● **Task directions**:
Copy out each line of the data that holds the word "React".

+ + + + + + +

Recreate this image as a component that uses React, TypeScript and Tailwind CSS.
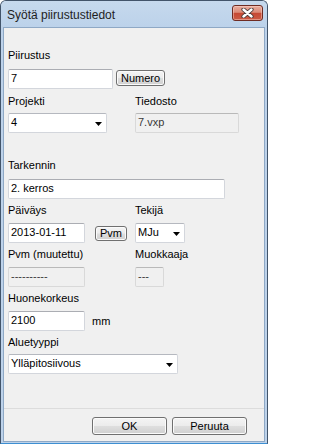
import React from "react";

const Label = ({ children, className = "" }: { children?: React.ReactNode; className?: string }) => (
  <div className={"h-[13px] text-[11px] leading-[13px] text-black whitespace-nowrap " + className}>{children}</div>
);

const TextBox = ({ children, className = "" }: { children?: React.ReactNode; className?: string }) => (
  <div
    className={
      "h-[20px] shrink-0 flex items-center px-[2px] pb-[1px] rounded-[2px] border border-[#d3d6dc] border-t-[#abadb3] bg-white text-[11px] leading-[13px] text-black whitespace-nowrap overflow-hidden " +
      className
    }
  >
    {children}
  </div>
);

const ReadOnly = ({ children, className = "" }: { children?: React.ReactNode; className?: string }) => (
  <div
    className={
      "h-[20px] shrink-0 flex items-center px-[2px] pb-[1px] rounded-[2px] border border-[#d9d9d9] border-t-[#b9b9b9] bg-[#f0f0f0] text-[11px] leading-[13px] text-[#3a3a3a] whitespace-nowrap overflow-hidden " +
      className
    }
  >
    {children}
  </div>
);

const Select = ({ children, className = "" }: { children?: React.ReactNode; className?: string }) => (
  <div
    className={
      "h-[20px] shrink-0 flex items-center justify-between pl-[2px] pr-[4px] pb-[1px] rounded-[2px] border border-[#d3d6dc] border-t-[#b5b8bf] bg-white text-[11px] leading-[13px] text-black whitespace-nowrap overflow-hidden " +
      className
    }
  >
    <span>{children}</span>
    <svg width="7" height="4" viewBox="0 0 7 4" className="mt-[3px] shrink-0">
      <polygon points="0,0 7,0 3.5,4" fill="#000" />
    </svg>
  </div>
);

const Button = ({ children, className = "" }: { children?: React.ReactNode; className?: string }) => (
  <div
    className={
      "shrink-0 flex items-center justify-center rounded-[3px] border border-[#707070] bg-[linear-gradient(to_bottom,#f4f4f4_0%,#ececec_48%,#dedede_52%,#d0d0d0_100%)] shadow-[inset_0_0_0_1px_#fbfbfb] text-[11px] leading-[13px] text-black whitespace-nowrap " +
      className
    }
  >
    {children}
  </div>
);

export default function App() {
  return (
    <div className="w-[268px] h-[444px] flex flex-col overflow-hidden rounded-t-[6px] border border-[#42546a] border-b-[#3d8fd2] bg-[#bdd2ea] font-['Liberation_Sans',Arial,sans-serif]">
      {/* Title bar */}
      <div className="h-[26px] shrink-0 flex items-start justify-between bg-[linear-gradient(to_bottom,#c6d9ed_0%,#bcd2ea_100%)]">
        <div className="pl-[6px] pt-[7px] text-[12px] leading-[14px] text-[#1e1e1e] whitespace-nowrap">
          Syötä piirustustiedot
        </div>
        <div className="mt-[4px] mr-[4px] w-[31px] h-[16px] flex items-center justify-center rounded-[3px] border border-[#6e2b22] bg-[linear-gradient(to_bottom,#e9ad9f_0%,#db8a77_45%,#c64833_52%,#cc5b45_100%)] shadow-[inset_0_0_0_1px_rgba(255,220,210,0.45)]">
          <svg width="13" height="10" viewBox="0 0 13 10">
            <path d="M2.5 1.5 L10.5 8.5 M10.5 1.5 L2.5 8.5" stroke="#4a3a38" strokeWidth="4.2" strokeLinecap="round" />
            <path d="M2.5 1.5 L10.5 8.5 M10.5 1.5 L2.5 8.5" stroke="#ffffff" strokeWidth="2.4" strokeLinecap="round" />
          </svg>
        </div>
      </div>

      {/* Frame + client area */}
      <div className="flex-1 flex flex-col px-[2px] pb-[1px]">
        <div className="flex-1 flex flex-col bg-[#f0f0f0] border border-[#8ea8c5]">
          <div className="flex flex-col pl-[4px] pt-[21px]">
            <Label>Piirustus</Label>
            <div className="mt-[7px] flex items-start">
              <TextBox className="w-[105px]">7</TextBox>
              <Button className="ml-[3px] mt-[1px] w-[49px] h-[16px] pt-[1px]">Numero</Button>
            </div>

            <div className="mt-[6px] flex">
              <Label className="w-[127px]">Projekti</Label>
              <Label>Tiedosto</Label>
            </div>
            <div className="mt-[5px] flex">
              <div className="w-[127px] flex">
                <Select className="w-[99px]">4</Select>
              </div>
              <ReadOnly className="w-[104px]">7.vxp</ReadOnly>
            </div>

            <Label className="mt-[26px]">Tarkennin</Label>
            <TextBox className="mt-[7px] w-[217px] border-[#a9cae8] border-t-[#6e9fcf]">2. kerros</TextBox>

            <div className="mt-[5px] flex">
              <Label className="w-[127px]">Päiväys</Label>
              <Label>Tekijä</Label>
            </div>
            <div className="mt-[6px] flex">
              <div className="w-[127px] flex items-center">
                <TextBox className="w-[77px]">2013-01-11</TextBox>
                <Button className="ml-[10px] w-[32px] h-[15px]">Pvm</Button>
              </div>
              <Select className="w-[50px]">MJu</Select>
            </div>

            <div className="mt-[5px] flex">
              <Label className="w-[127px]">Pvm (muutettu)</Label>
              <Label>Muokkaaja</Label>
            </div>
            <div className="mt-[6px] flex">
              <div className="w-[127px] flex">
                <ReadOnly className="w-[77px]">----------</ReadOnly>
              </div>
              <ReadOnly className="w-[29px]">---</ReadOnly>
            </div>

            <Label className="mt-[5px]">Huonekorkeus</Label>
            <div className="mt-[6px] flex items-center">
              <TextBox className="w-[77px]">2100</TextBox>
              <span className="ml-[7px] text-[11px] leading-[13px] text-black">mm</span>
            </div>

            <Label className="mt-[5px]">Aluetyyppi</Label>
            <Select className="mt-[5px] w-[170px]">Ylläpitosiivous</Select>
          </div>

          <div className="mt-auto border-t border-[#dcdcdc] pt-[8px] pb-[6px] pr-[17px] flex justify-end gap-[5px]">
            <Button className="w-[75px] h-[18px]">OK</Button>
            <Button className="w-[75px] h-[18px]">Peruuta</Button>
          </div>
        </div>
      </div>
    </div>
  );
}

+ + + + + + +

● **Exercise answer**:
Recreate this image as a component that uses React, TypeScript and Tailwind CSS.
import React from "react";
const Label = ({ children, className = "" }: { children?: React.ReactNode; className?: string }) => (
const TextBox = ({ children, className = "" }: { children?: React.ReactNode; className?: string }) => (
const ReadOnly = ({ children, className = "" }: { children?: React.ReactNode; className?: string }) => (
const Select = ({ children, className = "" }: { children?: React.ReactNode; className?: string }) => (
const Button = ({ children, className = "" }: { children?: React.ReactNode; className?: string }) => (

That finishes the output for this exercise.